Leave out the images and repeat the listing below without a single change.

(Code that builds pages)
· · · · · · ·

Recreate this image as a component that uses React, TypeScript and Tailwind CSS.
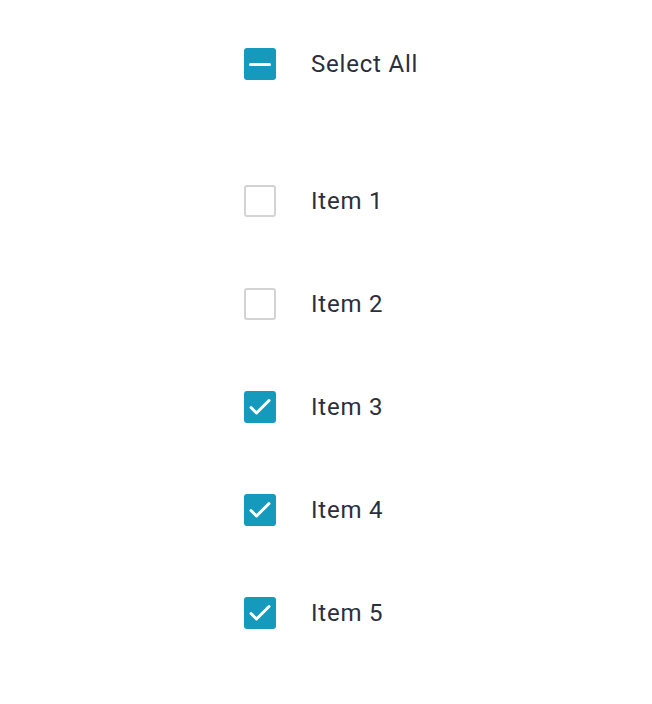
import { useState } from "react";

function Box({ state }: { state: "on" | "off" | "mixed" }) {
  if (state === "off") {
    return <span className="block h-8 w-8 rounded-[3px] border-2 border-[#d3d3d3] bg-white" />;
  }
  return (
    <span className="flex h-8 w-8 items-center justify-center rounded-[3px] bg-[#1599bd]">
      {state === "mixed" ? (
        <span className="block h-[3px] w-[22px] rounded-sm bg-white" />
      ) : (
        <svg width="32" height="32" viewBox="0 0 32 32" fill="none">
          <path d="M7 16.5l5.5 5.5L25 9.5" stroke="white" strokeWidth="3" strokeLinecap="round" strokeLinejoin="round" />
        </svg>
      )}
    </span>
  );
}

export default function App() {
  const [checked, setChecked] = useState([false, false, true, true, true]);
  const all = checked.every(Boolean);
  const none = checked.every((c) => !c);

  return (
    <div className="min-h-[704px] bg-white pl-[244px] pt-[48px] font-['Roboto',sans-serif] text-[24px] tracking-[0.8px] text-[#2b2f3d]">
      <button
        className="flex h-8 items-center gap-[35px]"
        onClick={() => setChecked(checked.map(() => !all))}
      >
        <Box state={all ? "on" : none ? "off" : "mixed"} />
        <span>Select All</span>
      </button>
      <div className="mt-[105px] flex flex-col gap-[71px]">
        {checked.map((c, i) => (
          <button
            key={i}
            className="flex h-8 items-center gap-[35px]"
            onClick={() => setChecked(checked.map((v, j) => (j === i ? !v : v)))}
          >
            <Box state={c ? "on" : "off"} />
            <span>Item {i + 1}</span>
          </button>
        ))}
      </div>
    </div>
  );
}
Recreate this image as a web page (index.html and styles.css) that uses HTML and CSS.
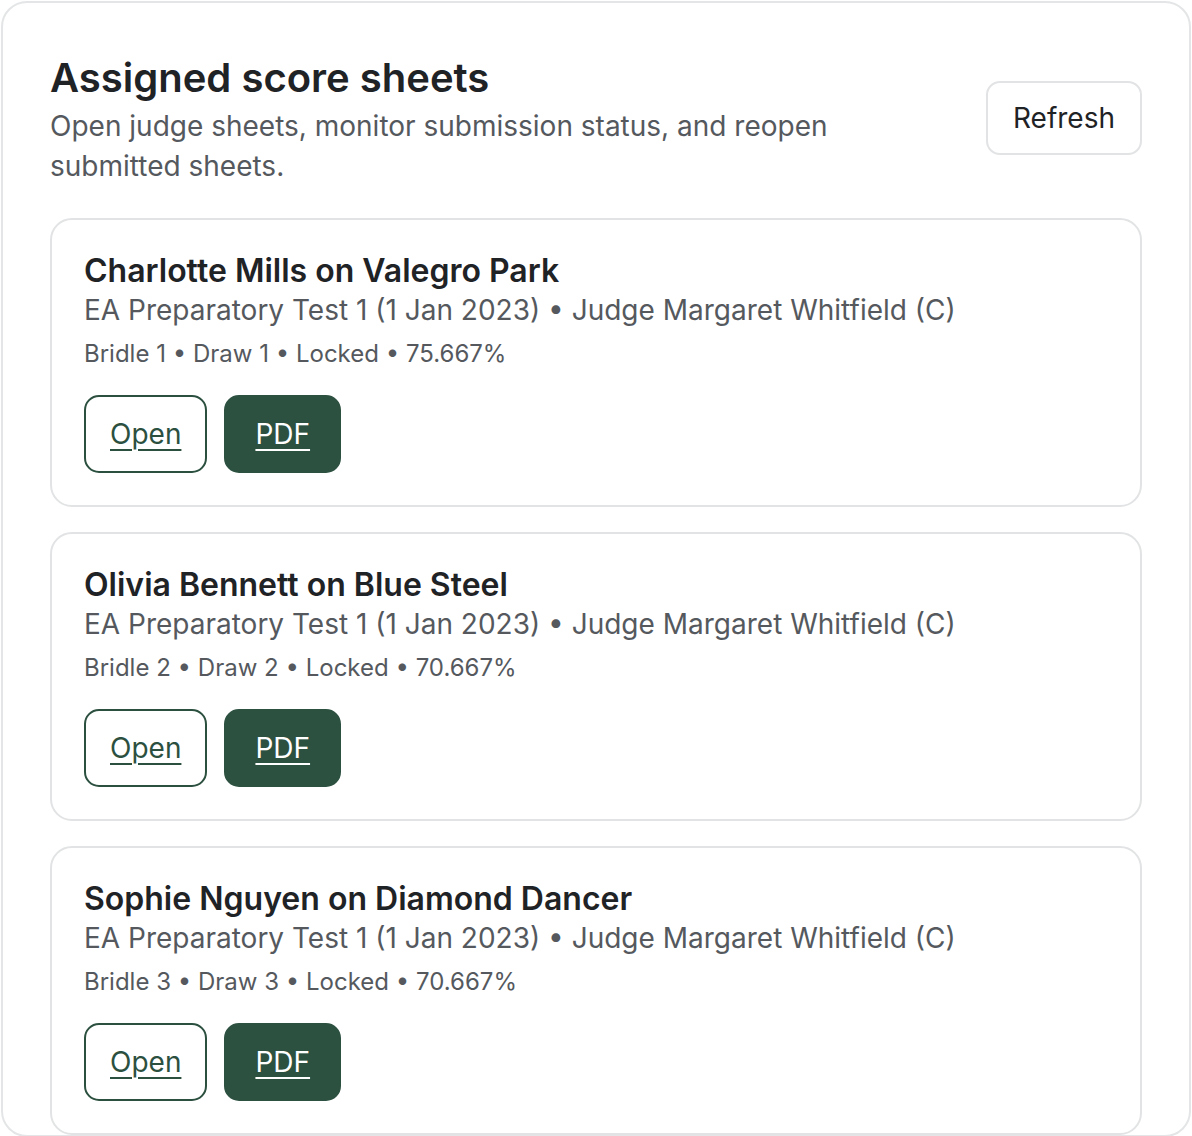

· · · · · · ·

[FULL SOLUTION]
Recreate this image as a component that uses React, TypeScript and Tailwind CSS.
import { useState } from "react";

function Box({ state }: { state: "on" | "off" | "mixed" }) {
  if (state === "off") {
    return <span className="block h-8 w-8 rounded-[3px] border-2 border-[#d3d3d3] bg-white" />;
  }
  return (
    <span className="flex h-8 w-8 items-center justify-center rounded-[3px] bg-[#1599bd]">
      {state === "mixed" ? (
        <span className="block h-[3px] w-[22px] rounded-sm bg-white" />
      ) : (
        <svg width="32" height="32" viewBox="0 0 32 32" fill="none">
          <path d="M7 16.5l5.5 5.5L25 9.5" stroke="white" strokeWidth="3" strokeLinecap="round" strokeLinejoin="round" />
        </svg>
      )}
    </span>
  );
}

export default function App() {
  const [checked, setChecked] = useState([false, false, true, true, true]);
  const all = checked.every(Boolean);
  const none = checked.every((c) => !c);

  return (
    <div className="min-h-[704px] bg-white pl-[244px] pt-[48px] font-['Roboto',sans-serif] text-[24px] tracking-[0.8px] text-[#2b2f3d]">
      <button
        className="flex h-8 items-center gap-[35px]"
        onClick={() => setChecked(checked.map(() => !all))}
      >
        <Box state={all ? "on" : none ? "off" : "mixed"} />
        <span>Select All</span>
      </button>
      <div className="mt-[105px] flex flex-col gap-[71px]">
        {checked.map((c, i) => (
          <button
            key={i}
            className="flex h-8 items-center gap-[35px]"
            onClick={() => setChecked(checked.map((v, j) => (j === i ? !v : v)))}
          >
            <Box state={c ? "on" : "off"} />
            <span>Item {i + 1}</span>
          </button>
        ))}
      </div>
    </div>
  );
}
Recreate this image as a web page (index.html and styles.css) that uses HTML and CSS.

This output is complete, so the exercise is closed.